The State Bank of Viet Nam (SBV) has officially extended a policy allowing exporters to take loans in foreign currencies for another year instead of stopping it on December 31 as planned.- Photo cafef.vn |
According to Circular 18/2017/TT-NHNN issued on Wednesday, which will take effect from January 1 to December 31, 2018, commercial banks can provide short-term loans in foreign currencies to export firms that need funds for production and have turnovers in foreign currencies. After receiving such loans, the exporters must immediately sell the amount of foreign currency borrowed to the lending institutions, using the spot forex trading method, except in cases where the foreign currency will be used to make payments.
According to the central bank, it decided to extend the policy to help local exporters increase their competitiveness and boost exports since their businesses and production still face difficulties. This is also among the Government’s incentive policies aimed at supporting and developing local enterprises until 2020, which was approved in Decree 35/NQ-CP, issued in May 2016.

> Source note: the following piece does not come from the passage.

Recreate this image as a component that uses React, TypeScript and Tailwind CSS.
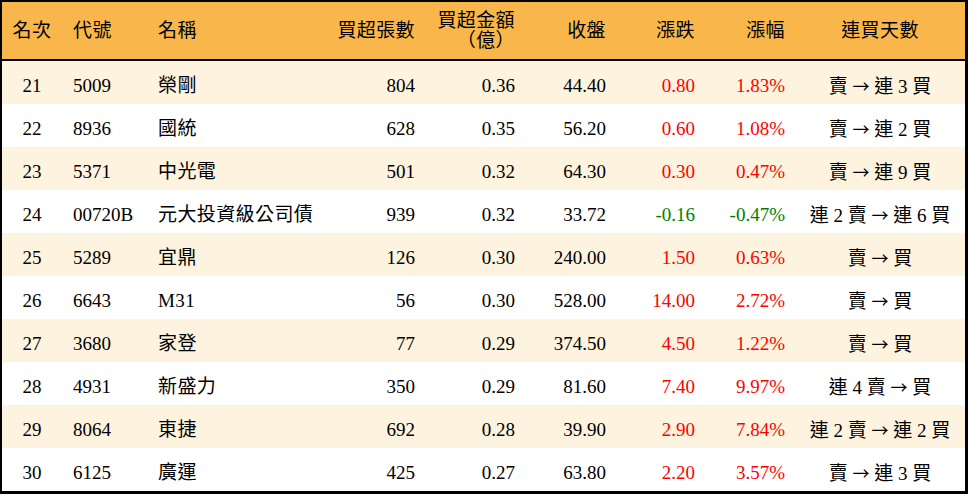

Thanks to this policy, exporters have the opportunity to borrow foreign currencies at low interest rates. Currently, lending interest rates for short-term US dollar loans are roughly 2.5-4 per cent, while the rate for short-term dong loans is some 7-9 per cent.
Previously, experts and enterprises had requested the central bank to extend the policy.
Financial and banking expert Nguyen Tri Hieu said the extension is necessary to avoid the country’s exports operating at a disadvantage. He believes that the extension will not affect the Government’s anti-dollarisation policy as the nation’s foreign exchange is relatively stable. Moreover, the banks’ disbursement of foreign currency loans is in dong, not the greenback.
Echoing Hieu, expert Can Van Luc said the Government should pursue the anti-dollarisation policy but should not do so at all costs. It should fight against dollarisation but should still create favourable conditions to support firms, especially exporters, he added.
SBV deputy governor Dao Minh Tu said it is only a short-term policy. In the long run, the central bank will discontinue the policy, and firms must gradually shift from borrowing to buying and selling foreign currencies.
He said although some exporters should be given priority so they can take advantage of the policy, others whose turnover in foreign currencies is modest should not continue to enjoy it as this has proven to be unfair.
To avoid having unqualified firms take advantage of the policy, Hieu suggested that the central bank fine-tune the regulation. For example, only firms with at least 50 per cent turnover in a foreign currency could be permitted to seek foreign-currency loans.